Below are the records; extract from them the line containing "Give me the" to the line containing "const selected = ref('Notes')", both lines included, exactly and with no pictures.

═════ Data ═════

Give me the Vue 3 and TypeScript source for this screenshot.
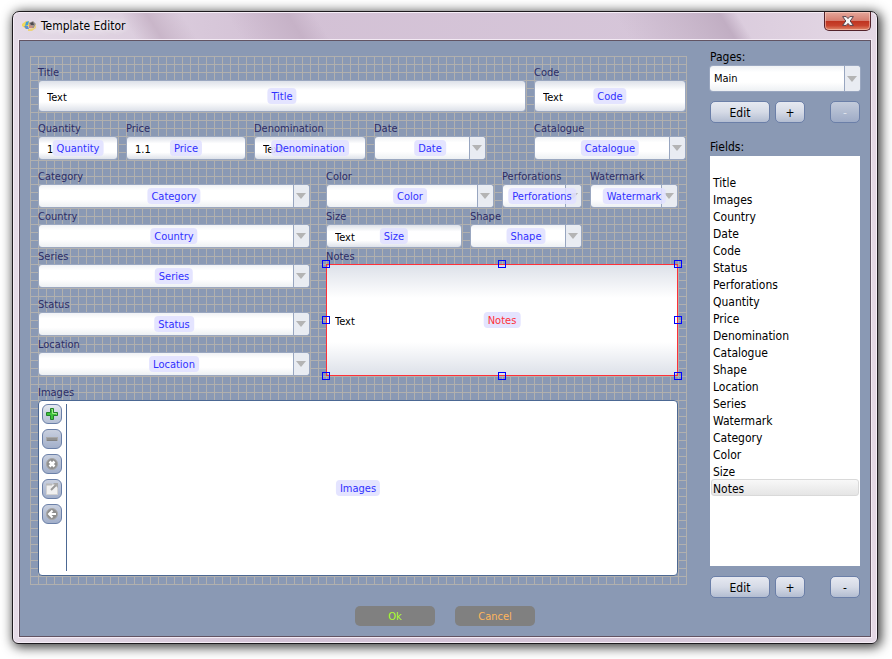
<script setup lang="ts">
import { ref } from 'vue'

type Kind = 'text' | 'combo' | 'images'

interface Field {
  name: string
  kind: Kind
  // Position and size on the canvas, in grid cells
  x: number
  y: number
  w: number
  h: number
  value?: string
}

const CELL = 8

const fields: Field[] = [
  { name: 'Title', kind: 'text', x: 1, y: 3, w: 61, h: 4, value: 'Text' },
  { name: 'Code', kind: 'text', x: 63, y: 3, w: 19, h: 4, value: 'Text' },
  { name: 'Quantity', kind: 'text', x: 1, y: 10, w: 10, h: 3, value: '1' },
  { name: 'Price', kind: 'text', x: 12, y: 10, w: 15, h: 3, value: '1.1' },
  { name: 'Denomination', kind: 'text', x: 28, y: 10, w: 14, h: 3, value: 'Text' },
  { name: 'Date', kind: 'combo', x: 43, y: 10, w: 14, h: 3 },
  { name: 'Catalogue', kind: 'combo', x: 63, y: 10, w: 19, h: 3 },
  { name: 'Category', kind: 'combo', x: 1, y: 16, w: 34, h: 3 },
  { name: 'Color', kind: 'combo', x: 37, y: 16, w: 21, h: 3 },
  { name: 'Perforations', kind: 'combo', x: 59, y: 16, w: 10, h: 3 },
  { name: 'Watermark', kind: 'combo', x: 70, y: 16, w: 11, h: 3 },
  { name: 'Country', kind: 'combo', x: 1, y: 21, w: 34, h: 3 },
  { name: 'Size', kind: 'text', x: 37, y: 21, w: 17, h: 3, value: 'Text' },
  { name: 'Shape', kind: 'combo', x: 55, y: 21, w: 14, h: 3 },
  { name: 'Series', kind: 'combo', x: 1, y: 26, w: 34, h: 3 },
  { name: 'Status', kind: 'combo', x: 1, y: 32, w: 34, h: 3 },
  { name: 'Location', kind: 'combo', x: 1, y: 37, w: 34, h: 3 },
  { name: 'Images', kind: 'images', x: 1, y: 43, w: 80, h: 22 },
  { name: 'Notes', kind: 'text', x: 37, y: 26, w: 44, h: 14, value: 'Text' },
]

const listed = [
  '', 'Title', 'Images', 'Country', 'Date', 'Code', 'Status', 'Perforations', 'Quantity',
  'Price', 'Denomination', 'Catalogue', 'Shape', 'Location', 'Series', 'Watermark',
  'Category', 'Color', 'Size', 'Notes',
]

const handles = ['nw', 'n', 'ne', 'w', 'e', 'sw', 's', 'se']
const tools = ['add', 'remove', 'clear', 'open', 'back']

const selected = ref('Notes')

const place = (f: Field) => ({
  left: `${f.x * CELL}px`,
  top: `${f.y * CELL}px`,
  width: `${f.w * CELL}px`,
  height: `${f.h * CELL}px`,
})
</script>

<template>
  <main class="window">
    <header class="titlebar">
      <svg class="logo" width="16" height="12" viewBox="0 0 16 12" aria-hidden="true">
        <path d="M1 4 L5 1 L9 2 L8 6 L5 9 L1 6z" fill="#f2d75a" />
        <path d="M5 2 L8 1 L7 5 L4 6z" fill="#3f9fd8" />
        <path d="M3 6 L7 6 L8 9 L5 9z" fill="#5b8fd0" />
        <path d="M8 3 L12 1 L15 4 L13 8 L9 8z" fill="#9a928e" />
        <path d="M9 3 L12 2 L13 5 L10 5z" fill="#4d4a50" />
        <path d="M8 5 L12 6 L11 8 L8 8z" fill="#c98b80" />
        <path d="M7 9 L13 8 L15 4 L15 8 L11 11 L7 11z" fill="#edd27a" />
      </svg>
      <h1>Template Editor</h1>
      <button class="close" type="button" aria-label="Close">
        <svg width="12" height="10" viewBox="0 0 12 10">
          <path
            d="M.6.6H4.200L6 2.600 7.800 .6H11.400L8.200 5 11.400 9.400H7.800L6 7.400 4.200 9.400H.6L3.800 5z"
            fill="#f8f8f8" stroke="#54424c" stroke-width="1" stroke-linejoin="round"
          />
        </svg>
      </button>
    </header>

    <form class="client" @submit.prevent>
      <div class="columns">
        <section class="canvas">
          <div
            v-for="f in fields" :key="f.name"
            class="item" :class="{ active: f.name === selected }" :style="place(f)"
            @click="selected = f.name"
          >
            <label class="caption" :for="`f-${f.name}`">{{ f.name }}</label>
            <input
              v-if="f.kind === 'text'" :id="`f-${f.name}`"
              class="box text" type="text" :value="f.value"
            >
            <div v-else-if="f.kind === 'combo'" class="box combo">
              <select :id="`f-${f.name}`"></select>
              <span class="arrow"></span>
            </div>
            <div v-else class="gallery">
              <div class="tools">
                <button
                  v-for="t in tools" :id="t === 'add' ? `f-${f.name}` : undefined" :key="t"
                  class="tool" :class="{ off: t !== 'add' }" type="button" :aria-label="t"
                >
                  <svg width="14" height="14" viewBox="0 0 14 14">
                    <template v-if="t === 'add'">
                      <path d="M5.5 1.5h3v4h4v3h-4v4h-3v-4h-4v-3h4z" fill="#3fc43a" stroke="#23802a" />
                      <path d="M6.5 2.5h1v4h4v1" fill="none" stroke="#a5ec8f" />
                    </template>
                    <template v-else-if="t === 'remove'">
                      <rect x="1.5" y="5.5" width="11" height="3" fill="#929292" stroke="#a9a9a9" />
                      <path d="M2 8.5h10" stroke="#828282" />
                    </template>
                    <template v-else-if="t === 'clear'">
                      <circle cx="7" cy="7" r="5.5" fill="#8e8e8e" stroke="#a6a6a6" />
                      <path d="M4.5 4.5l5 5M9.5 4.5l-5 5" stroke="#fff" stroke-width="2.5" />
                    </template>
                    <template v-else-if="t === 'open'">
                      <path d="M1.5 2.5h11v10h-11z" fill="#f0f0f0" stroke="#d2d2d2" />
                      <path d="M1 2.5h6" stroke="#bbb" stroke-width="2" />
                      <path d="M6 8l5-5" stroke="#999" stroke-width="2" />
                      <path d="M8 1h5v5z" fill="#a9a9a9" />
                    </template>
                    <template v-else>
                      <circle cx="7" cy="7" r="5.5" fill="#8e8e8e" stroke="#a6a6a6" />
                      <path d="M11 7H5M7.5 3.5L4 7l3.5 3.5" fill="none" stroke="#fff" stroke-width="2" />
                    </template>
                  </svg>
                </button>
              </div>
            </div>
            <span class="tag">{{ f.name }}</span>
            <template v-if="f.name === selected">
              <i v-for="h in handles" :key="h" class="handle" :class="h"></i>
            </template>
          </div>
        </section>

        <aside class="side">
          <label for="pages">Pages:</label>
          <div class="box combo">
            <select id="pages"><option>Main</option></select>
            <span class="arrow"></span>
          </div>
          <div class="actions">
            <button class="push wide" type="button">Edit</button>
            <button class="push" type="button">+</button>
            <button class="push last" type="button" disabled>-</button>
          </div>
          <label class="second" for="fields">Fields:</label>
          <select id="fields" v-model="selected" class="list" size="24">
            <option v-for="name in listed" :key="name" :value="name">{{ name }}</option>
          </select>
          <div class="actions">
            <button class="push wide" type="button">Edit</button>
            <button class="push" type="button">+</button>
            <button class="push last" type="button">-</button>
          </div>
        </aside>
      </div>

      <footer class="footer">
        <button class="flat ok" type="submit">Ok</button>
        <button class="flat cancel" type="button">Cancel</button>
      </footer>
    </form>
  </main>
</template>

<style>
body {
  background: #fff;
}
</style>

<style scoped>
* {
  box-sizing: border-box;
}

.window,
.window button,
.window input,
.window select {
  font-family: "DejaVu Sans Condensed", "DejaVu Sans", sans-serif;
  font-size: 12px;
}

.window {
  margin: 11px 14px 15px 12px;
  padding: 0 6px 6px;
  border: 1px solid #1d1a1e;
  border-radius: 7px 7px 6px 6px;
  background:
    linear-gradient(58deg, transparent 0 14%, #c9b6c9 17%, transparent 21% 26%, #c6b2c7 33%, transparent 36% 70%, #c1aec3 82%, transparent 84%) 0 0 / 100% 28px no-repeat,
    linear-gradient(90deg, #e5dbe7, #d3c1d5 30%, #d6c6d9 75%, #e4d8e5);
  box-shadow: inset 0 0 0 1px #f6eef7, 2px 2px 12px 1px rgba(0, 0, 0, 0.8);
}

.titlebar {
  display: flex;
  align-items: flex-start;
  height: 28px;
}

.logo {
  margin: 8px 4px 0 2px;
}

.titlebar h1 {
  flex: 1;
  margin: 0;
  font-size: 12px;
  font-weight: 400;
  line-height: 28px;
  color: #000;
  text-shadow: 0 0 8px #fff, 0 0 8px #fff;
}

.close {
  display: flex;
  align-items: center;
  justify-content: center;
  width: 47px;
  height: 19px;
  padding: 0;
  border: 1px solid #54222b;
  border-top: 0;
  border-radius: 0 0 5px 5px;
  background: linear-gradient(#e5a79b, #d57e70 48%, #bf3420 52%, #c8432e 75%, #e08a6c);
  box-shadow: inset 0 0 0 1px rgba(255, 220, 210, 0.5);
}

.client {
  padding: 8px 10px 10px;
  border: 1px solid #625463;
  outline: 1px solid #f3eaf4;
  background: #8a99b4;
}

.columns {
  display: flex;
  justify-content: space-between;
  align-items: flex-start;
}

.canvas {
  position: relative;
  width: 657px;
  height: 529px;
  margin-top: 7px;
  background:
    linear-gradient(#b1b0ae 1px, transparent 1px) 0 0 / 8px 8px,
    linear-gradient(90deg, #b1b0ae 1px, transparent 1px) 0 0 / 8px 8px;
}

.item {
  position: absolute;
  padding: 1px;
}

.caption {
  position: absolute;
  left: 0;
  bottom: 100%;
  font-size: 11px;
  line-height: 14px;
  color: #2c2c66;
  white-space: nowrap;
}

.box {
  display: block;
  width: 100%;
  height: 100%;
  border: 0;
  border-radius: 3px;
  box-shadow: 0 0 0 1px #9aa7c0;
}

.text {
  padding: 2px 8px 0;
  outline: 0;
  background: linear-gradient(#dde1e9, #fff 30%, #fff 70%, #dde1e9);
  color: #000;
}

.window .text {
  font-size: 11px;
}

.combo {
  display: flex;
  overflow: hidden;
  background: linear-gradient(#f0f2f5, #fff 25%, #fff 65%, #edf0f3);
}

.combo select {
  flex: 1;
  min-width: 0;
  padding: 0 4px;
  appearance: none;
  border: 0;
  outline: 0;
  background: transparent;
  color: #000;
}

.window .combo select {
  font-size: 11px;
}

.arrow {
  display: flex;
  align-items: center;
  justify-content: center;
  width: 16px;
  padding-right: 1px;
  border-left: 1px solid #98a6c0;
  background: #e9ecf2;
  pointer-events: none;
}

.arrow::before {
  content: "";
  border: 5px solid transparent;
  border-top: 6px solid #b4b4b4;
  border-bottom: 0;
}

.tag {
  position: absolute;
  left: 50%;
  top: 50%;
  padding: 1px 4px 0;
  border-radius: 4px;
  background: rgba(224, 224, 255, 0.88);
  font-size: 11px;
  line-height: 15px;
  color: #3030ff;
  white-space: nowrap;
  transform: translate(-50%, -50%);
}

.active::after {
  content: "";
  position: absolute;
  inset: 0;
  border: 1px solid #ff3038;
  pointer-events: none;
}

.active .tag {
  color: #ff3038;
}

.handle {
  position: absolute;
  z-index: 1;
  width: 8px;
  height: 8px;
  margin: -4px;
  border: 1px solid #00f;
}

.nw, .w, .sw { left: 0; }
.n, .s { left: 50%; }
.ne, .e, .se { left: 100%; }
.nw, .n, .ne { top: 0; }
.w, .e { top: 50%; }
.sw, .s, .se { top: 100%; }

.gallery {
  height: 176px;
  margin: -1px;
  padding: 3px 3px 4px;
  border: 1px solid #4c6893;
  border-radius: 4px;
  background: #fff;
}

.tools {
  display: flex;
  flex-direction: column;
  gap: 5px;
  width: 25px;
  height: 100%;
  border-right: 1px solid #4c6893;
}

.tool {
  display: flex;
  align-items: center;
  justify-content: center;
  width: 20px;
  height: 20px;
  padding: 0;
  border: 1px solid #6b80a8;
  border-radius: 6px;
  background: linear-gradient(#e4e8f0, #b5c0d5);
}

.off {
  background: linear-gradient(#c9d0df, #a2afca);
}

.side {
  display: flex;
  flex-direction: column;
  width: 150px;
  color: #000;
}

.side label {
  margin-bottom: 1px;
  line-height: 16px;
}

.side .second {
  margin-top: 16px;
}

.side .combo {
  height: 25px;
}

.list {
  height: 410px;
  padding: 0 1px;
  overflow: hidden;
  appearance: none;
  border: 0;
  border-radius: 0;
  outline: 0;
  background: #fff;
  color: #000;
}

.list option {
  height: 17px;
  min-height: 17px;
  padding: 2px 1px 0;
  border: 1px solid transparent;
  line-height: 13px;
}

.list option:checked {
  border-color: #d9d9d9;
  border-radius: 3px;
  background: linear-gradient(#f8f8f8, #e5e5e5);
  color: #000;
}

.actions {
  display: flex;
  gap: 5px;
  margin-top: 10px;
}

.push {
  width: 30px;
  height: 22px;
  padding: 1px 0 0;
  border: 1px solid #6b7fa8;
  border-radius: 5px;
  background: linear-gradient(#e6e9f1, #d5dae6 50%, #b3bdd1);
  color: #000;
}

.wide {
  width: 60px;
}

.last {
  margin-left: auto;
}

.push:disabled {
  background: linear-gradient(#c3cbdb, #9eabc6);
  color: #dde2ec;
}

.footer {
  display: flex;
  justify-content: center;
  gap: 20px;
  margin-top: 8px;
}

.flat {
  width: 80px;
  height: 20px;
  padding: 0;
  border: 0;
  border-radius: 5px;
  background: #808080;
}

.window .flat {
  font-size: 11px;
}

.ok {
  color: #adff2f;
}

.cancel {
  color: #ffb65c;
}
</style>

═════
═════ Data ═════

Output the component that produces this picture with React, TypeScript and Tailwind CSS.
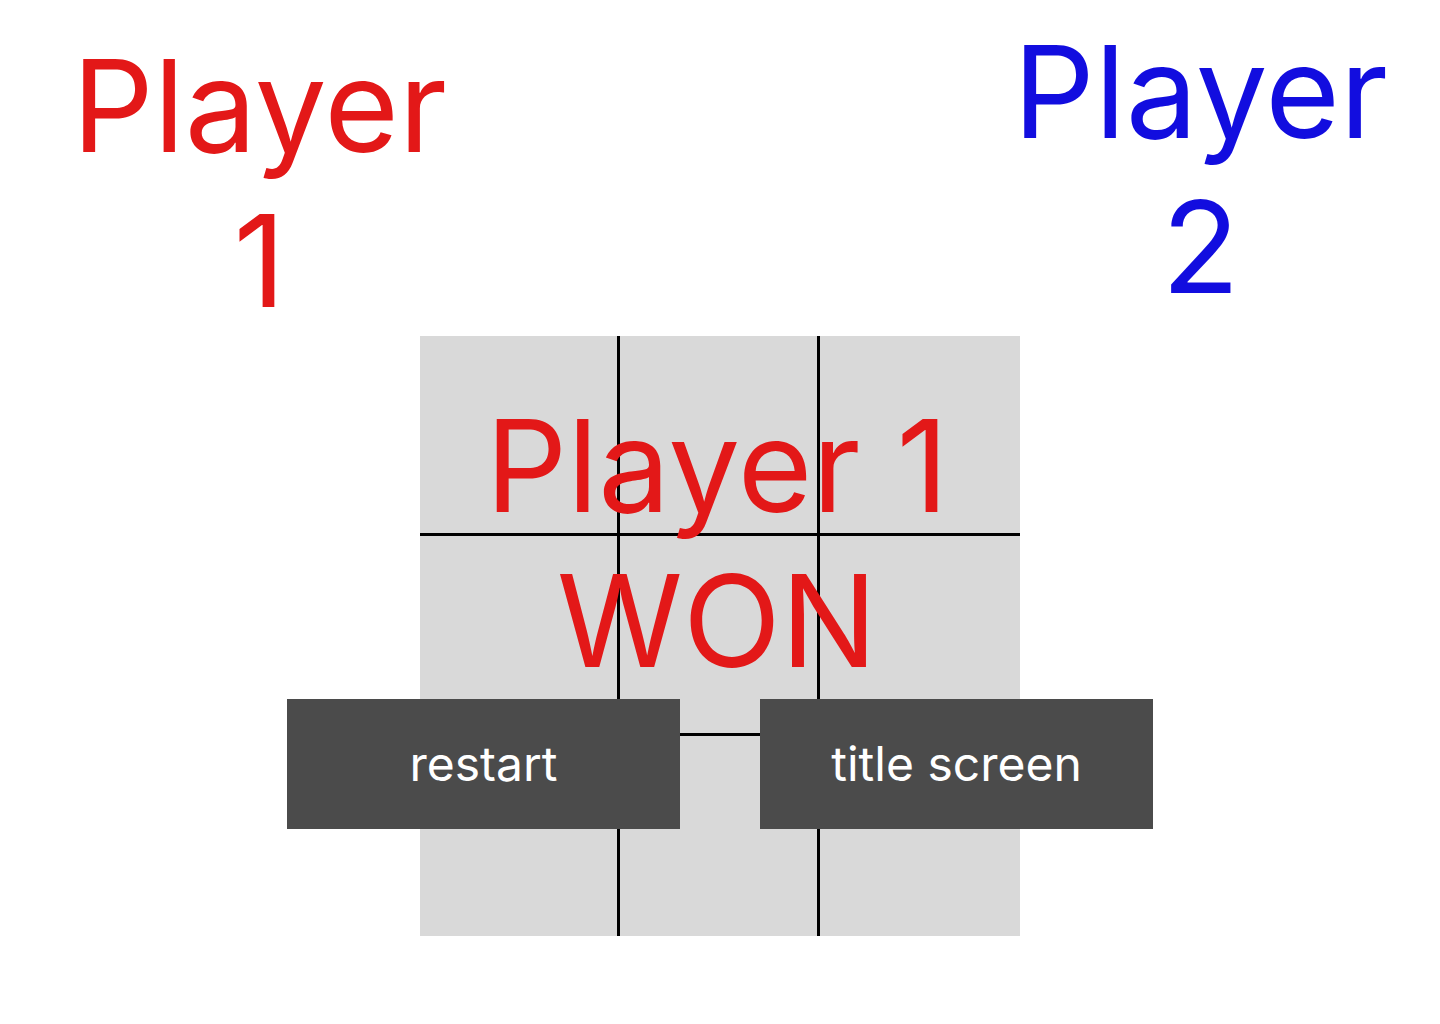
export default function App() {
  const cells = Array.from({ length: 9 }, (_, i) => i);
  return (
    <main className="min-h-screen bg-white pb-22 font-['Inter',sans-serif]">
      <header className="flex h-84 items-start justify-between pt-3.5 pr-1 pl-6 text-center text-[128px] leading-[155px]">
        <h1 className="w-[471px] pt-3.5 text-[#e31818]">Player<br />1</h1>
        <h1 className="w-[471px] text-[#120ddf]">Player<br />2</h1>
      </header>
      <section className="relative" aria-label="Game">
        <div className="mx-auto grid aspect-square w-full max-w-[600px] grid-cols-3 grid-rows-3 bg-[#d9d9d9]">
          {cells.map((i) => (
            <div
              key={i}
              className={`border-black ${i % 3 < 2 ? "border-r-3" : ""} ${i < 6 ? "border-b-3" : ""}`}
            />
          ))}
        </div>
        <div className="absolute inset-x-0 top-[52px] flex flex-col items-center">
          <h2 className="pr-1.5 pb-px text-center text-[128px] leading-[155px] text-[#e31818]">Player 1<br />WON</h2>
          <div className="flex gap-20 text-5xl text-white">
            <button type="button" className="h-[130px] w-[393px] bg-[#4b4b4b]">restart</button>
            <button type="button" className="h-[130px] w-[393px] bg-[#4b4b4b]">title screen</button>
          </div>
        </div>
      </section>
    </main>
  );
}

═════

→ Answer to this problem
Give me the Vue 3 and TypeScript source for this screenshot.
<script setup lang="ts">
import { ref } from 'vue'

type Kind = 'text' | 'combo' | 'images'

interface Field {
  name: string
  kind: Kind
  // Position and size on the canvas, in grid cells
  x: number
  y: number
  w: number
  h: number
  value?: string
}

const CELL = 8

const fields: Field[] = [
  { name: 'Title', kind: 'text', x: 1, y: 3, w: 61, h: 4, value: 'Text' },
  { name: 'Code', kind: 'text', x: 63, y: 3, w: 19, h: 4, value: 'Text' },
  { name: 'Quantity', kind: 'text', x: 1, y: 10, w: 10, h: 3, value: '1' },
  { name: 'Price', kind: 'text', x: 12, y: 10, w: 15, h: 3, value: '1.1' },
  { name: 'Denomination', kind: 'text', x: 28, y: 10, w: 14, h: 3, value: 'Text' },
  { name: 'Date', kind: 'combo', x: 43, y: 10, w: 14, h: 3 },
  { name: 'Catalogue', kind: 'combo', x: 63, y: 10, w: 19, h: 3 },
  { name: 'Category', kind: 'combo', x: 1, y: 16, w: 34, h: 3 },
  { name: 'Color', kind: 'combo', x: 37, y: 16, w: 21, h: 3 },
  { name: 'Perforations', kind: 'combo', x: 59, y: 16, w: 10, h: 3 },
  { name: 'Watermark', kind: 'combo', x: 70, y: 16, w: 11, h: 3 },
  { name: 'Country', kind: 'combo', x: 1, y: 21, w: 34, h: 3 },
  { name: 'Size', kind: 'text', x: 37, y: 21, w: 17, h: 3, value: 'Text' },
  { name: 'Shape', kind: 'combo', x: 55, y: 21, w: 14, h: 3 },
  { name: 'Series', kind: 'combo', x: 1, y: 26, w: 34, h: 3 },
  { name: 'Status', kind: 'combo', x: 1, y: 32, w: 34, h: 3 },
  { name: 'Location', kind: 'combo', x: 1, y: 37, w: 34, h: 3 },
  { name: 'Images', kind: 'images', x: 1, y: 43, w: 80, h: 22 },
  { name: 'Notes', kind: 'text', x: 37, y: 26, w: 44, h: 14, value: 'Text' },
]

const listed = [
  '', 'Title', 'Images', 'Country', 'Date', 'Code', 'Status', 'Perforations', 'Quantity',
  'Price', 'Denomination', 'Catalogue', 'Shape', 'Location', 'Series', 'Watermark',
  'Category', 'Color', 'Size', 'Notes',
]

const handles = ['nw', 'n', 'ne', 'w', 'e', 'sw', 's', 'se']
const tools = ['add', 'remove', 'clear', 'open', 'back']

const selected = ref('Notes')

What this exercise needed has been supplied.